Eva se mostraba encantada con su hermanita pequeña; la quería coger a todas horas, para peinarla como si fuera su muñeca, para abrazarla, pero comenzó a sentirse incómoda delante de Yusef porque era consciente de su rechazo. Cuando sabía que iba a llegar a casa decía:

—Si viene Yusef yo no quiero estar, me tengo que ir al colegio.

Pobrecita, yo me sentía fatal. Cuando nos encontrábamos las tres solas era todo felicidad, pero en cuanto aparecía él por la puerta, todo cambiaba.

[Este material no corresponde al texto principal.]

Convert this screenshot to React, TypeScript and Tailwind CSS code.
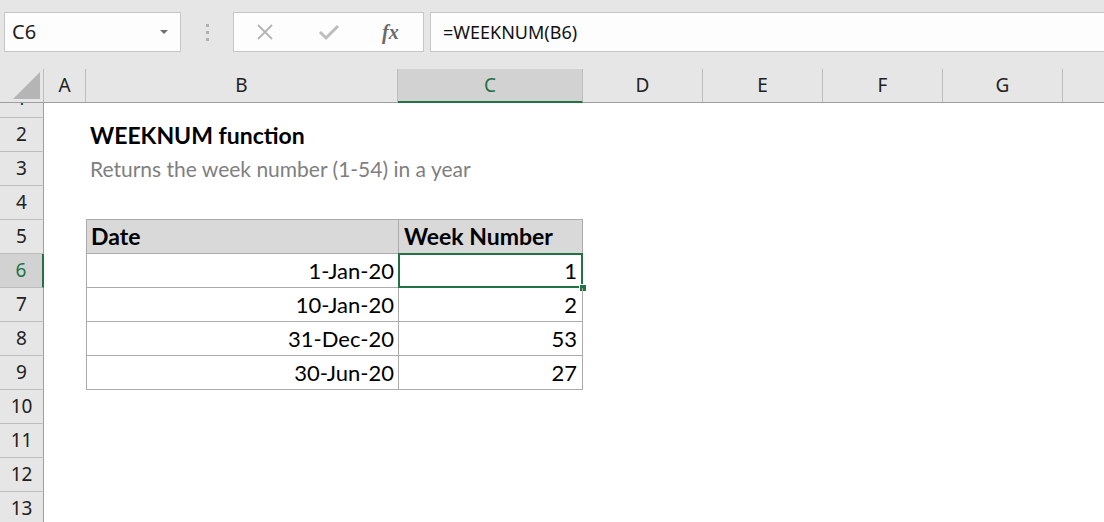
import React from 'react';

const cellFont = { fontFamily: 'Lato, "Open Sans", sans-serif' };
const uiFont = { fontFamily: '"Noto Sans", "Open Sans", sans-serif' };

const cols = [
  { key: 'A', w: 'w-[42px]' },
  { key: 'B', w: 'w-[312px]' },
  { key: 'C', w: 'w-[185px]' },
  { key: 'D', w: 'w-[120px]' },
  { key: 'E', w: 'w-[120px]' },
  { key: 'F', w: 'w-[120px]' },
  { key: 'G', w: 'w-[120px]' },
];

const data = [
  { date: '1-Jan-20', week: '1' },
  { date: '10-Jan-20', week: '2' },
  { date: '31-Dec-20', week: '53' },
  { date: '30-Jun-20', week: '27' },
];

function RowHead({ n, selected }: { n: number; selected?: boolean }) {
  return (
    <div
      className={
        'w-[44px] h-[34px] shrink-0 flex items-center justify-center border-b border-[#bdbdbd] text-[19px]' +
        (selected
          ? ' bg-[#d2d2d2] text-[#217346] border-r-2 border-r-[#217346]'
          : ' bg-[#e6e6e6] text-[#222] border-r border-r-[#9f9f9f]')
      }
      style={uiFont}
    >
      {n}
    </div>
  );
}

export default function App() {
  return (
    <div className="w-[1104px] h-[522px] overflow-hidden bg-white select-none">
      {/* toolbar */}
      <div className="h-[69px] bg-[#e6e6e6] flex items-start pt-[12px]">
        <div className="ml-[4px] w-[177px] h-[40px] bg-[#fdfdfd] border border-[#c6c6c6] flex items-center pl-[7px] pr-[12px]">
          <span className="text-[20px] text-[#222] flex-1" style={uiFont}>
            C6
          </span>
          <span className="w-0 h-0 border-l-[4px] border-r-[4px] border-t-[4px] border-l-transparent border-r-transparent border-t-[#6f6f6f]" />
        </div>
        <div className="w-[52px] h-[40px] flex flex-col items-center justify-center gap-[4px]">
          <span className="w-[3px] h-[3px] bg-[#b0b0b0]" />
          <span className="w-[3px] h-[3px] bg-[#b0b0b0]" />
          <span className="w-[3px] h-[3px] bg-[#b0b0b0]" />
        </div>
        <div className="w-[191px] h-[40px] bg-[#fdfdfd] border border-[#c6c6c6] flex items-center">
          <svg className="ml-[22px]" width="18" height="18" viewBox="0 0 18 18">
            <path d="M2 2 L16 16 M16 2 L2 16" stroke="#b4b4b4" strokeWidth="1.8" fill="none" />
          </svg>
          <svg className="ml-[44px]" width="22" height="18" viewBox="0 0 22 18">
            <path d="M2 9 L8 15 L20 3" stroke="#bdbdbd" strokeWidth="3" fill="none" />
          </svg>
          <span
            className="ml-[42px] text-[20px] italic text-[#6a6a6a] font-semibold"
            style={{ fontFamily: '"Liberation Serif", serif' }}
          >
            fx
          </span>
        </div>
        <div className="ml-[6px] flex-1 h-[40px] bg-[#fdfdfd] border border-r-0 border-[#c6c6c6] flex items-center pl-[12px]">
          <span className="text-[18px] text-[#111]" style={uiFont}>
            =WEEKNUM(B6)
          </span>
        </div>
      </div>

      {/* column headers */}
      <div className="flex h-[34px] bg-[#e6e6e6] border-b border-[#9f9f9f] text-[19px]" style={uiFont}>
        <div className="w-[44px] shrink-0 border-r border-[#bdbdbd] relative">
          <svg className="absolute right-[3px] bottom-[3px]" width="27" height="27" viewBox="0 0 27 27">
            <path d="M27 0 L27 27 L0 27 Z" fill="#b5b5b5" />
          </svg>
        </div>
        {cols.map((c) =>
          c.key === 'C' ? (
            <div
              key={c.key}
              className={c.w + ' shrink-0 flex items-center justify-center bg-[#d2d2d2] text-[#217346] border-r border-[#bdbdbd] border-b-2 border-b-[#217346] -mb-px'}
            >
              {c.key}
            </div>
          ) : (
            <div key={c.key} className={c.w + ' shrink-0 flex items-center justify-center text-[#222] border-r border-[#bdbdbd]'}>
              {c.key}
            </div>
          )
        )}
        <div className="flex-1" />
      </div>

      {/* row 1, scrolled half out of view */}
      <div className="flex h-[15px] overflow-hidden">
        <div
          className="w-[44px] shrink-0 bg-[#e6e6e6] border-r border-[#9f9f9f] border-b border-b-[#bdbdbd] flex items-end justify-center text-[19px] leading-[38px] overflow-hidden text-[#222]"
          style={uiFont}
        >
          1
        </div>
      </div>

      {/* row 2 */}
      <div className="flex h-[34px]">
        <RowHead n={2} />
        <div className="w-[42px] shrink-0" />
        <div className="pl-[4px] flex items-center text-[23px] font-bold text-black whitespace-nowrap" style={cellFont}>
          WEEKNUM function
        </div>
      </div>

      {/* row 3 */}
      <div className="flex h-[34px]">
        <RowHead n={3} />
        <div className="w-[42px] shrink-0" />
        <div className="pl-[4px] flex items-center text-[21px] text-[#7f7f7f] whitespace-nowrap" style={cellFont}>
          Returns the week number (1-54) in a year
        </div>
      </div>

      {/* row 4 */}
      <div className="flex h-[34px]">
        <RowHead n={4} />
      </div>

      {/* row 5 - table header */}
      <div className="flex h-[34px]" style={cellFont}>
        <RowHead n={5} />
        <div className="w-[42px] shrink-0" />
        <div className="w-[312px] shrink-0 mt-[-1px] h-[35px] bg-[#d9d9d9] border border-r-0 border-[#ababab] flex items-center pl-[4px] text-[23px] font-bold text-black">
          Date
        </div>
        <div className="w-[185px] shrink-0 mt-[-1px] h-[35px] bg-[#d9d9d9] border border-[#ababab] flex items-center pl-[5px] text-[23px] font-bold text-black whitespace-nowrap">
          Week Number
        </div>
      </div>

      {data.map((r, i) => (
        <div key={r.date} className="flex h-[34px]" style={cellFont}>
          <RowHead n={6 + i} selected={i === 0} />
          <div className="w-[42px] shrink-0" />
          <div className="w-[312px] shrink-0 border-l border-b border-[#ababab] flex items-center justify-end pr-[4px] text-[22px] text-black">
            {r.date}
          </div>
          <div className="w-[185px] shrink-0 border-x border-b border-[#ababab] flex items-center justify-end pr-[5px] text-[22px] text-black relative">
            {r.week}
            {i === 0 && (
              <>
                <div className="absolute left-[-1px] right-[-1px] top-[-1px] bottom-[-1px] border-2 border-[#217346]" />
                <div className="absolute right-[-5px] bottom-[-5px] w-[8px] h-[8px] bg-[#217346] border border-white" />
              </>
            )}
          </div>
        </div>
      ))}

      {[10, 11, 12, 13].map((n) => (
        <div key={n} className="flex h-[34px]">
          <RowHead n={n} />
        </div>
      ))}
    </div>
  );
}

Se había convertido en un rechazo mutuo; ninguno de los dos se soportaba, y Eva prefería irse a casa de mis padres.

Yo hablaba con él, pero no había nada que hacer porque negaba la evidencia.

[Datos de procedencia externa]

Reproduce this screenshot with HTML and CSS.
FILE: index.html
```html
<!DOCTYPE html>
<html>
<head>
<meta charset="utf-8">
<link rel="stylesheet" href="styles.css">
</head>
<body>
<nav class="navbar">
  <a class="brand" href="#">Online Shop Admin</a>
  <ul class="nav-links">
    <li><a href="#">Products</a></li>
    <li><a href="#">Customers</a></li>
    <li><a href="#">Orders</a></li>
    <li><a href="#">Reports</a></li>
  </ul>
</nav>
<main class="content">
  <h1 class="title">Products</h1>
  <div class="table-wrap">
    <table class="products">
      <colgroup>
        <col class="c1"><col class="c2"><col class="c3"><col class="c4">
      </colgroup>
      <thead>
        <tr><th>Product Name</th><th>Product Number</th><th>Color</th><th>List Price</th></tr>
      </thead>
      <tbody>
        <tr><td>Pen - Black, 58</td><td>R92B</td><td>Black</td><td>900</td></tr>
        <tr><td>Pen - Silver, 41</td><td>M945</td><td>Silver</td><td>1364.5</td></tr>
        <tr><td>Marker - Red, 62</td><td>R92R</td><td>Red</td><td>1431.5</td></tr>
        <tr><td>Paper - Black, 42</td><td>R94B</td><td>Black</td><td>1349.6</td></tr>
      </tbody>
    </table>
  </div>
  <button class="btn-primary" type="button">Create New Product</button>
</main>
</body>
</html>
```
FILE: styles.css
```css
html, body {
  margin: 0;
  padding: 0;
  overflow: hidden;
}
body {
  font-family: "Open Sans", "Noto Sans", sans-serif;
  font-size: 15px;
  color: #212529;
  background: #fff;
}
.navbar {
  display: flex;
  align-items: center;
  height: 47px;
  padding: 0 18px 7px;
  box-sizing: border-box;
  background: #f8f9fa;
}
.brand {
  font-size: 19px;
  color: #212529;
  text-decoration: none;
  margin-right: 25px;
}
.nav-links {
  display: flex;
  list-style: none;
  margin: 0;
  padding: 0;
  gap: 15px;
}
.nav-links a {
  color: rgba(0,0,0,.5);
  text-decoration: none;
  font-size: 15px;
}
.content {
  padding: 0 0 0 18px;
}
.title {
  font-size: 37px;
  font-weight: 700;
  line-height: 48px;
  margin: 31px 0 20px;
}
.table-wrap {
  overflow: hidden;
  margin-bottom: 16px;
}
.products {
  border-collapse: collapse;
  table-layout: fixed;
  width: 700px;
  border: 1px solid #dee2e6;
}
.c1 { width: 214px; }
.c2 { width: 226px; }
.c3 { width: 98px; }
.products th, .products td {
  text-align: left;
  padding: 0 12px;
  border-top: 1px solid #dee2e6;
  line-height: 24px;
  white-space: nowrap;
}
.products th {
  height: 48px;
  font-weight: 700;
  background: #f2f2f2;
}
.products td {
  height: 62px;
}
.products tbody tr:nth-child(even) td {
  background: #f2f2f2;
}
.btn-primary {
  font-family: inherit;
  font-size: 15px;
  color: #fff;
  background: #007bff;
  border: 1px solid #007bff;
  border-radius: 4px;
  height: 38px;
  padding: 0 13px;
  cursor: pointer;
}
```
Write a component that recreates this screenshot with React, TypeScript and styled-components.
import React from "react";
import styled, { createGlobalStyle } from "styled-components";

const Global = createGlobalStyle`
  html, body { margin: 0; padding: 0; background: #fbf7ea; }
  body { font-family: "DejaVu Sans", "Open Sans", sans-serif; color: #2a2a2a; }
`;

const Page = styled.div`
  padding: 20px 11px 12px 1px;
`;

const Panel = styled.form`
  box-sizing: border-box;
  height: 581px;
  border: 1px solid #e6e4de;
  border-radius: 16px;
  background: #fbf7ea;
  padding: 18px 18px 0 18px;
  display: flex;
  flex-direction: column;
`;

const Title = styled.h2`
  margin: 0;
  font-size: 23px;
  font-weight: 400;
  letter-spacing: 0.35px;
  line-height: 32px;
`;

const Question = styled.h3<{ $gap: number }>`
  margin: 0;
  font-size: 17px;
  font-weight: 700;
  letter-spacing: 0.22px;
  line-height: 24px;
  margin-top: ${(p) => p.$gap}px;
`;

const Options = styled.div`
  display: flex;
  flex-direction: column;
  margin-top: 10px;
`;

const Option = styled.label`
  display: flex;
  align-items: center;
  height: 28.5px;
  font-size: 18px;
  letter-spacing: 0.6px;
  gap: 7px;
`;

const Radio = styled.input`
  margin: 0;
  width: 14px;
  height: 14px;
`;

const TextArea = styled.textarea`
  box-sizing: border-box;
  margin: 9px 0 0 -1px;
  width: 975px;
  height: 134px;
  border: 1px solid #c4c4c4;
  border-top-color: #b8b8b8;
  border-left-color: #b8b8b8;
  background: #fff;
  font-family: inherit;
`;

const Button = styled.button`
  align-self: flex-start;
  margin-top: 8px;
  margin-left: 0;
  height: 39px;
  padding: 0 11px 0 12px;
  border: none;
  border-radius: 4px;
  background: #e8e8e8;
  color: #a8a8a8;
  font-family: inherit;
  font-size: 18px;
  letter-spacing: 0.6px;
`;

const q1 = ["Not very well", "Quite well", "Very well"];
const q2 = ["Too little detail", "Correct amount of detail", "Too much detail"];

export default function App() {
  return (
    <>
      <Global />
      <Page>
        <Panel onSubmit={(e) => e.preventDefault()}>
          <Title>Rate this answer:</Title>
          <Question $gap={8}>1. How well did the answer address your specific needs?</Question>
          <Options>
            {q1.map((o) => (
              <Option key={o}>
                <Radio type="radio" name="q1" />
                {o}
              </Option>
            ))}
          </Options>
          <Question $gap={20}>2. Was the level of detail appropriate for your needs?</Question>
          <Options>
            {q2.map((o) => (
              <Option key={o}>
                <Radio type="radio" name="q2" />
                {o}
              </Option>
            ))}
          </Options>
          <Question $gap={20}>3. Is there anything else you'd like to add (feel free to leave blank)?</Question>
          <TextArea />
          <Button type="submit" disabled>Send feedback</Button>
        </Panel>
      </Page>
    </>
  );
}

Ante esta nueva situación tan desagradable que debía soportar día tras día no me parecía oportuno quedarme de nuevo embarazada y, aunque Yusef estaba deseoso de tener más hijos, me fui por mi cuenta al centro de planificación familiar de mi barrio para que me recetasen la píldora anticonceptiva. Me la llevaba tomando unos diez días cuando él la descubrió en el cajón de mi mesilla de noche y, sin contar conmigo ni decirme una palabra, tiró la caja a la basura.

—Yusef, ¿no has visto tú un paquete de pastillas que yo tenía en este cajón?

—¿Te refieres a las que te tomas para no quedarte embarazada? Sí, las he visto y las he tirado. ¿A quién has pedido tú permiso para tomarte esas pastillas?

—Tener otro hijo ahora es una decisión que debo tomar yo, ¿no te parece?

—No estoy de acuerdo en absoluto. Yo también tengo algo que ver en esto, ¿no?

Y las dejé de tomar, con los desarreglos hormonales correspondientes. A partir de ahí vigilaba todos mis movimientos y horarios. Me resultaba muy complicado actuar sin su consentimiento.

—Loli, cuando salgas de la zapatería te espero aquí, ¿vale? —comenzó a ejercer un control salvaje sobre mí.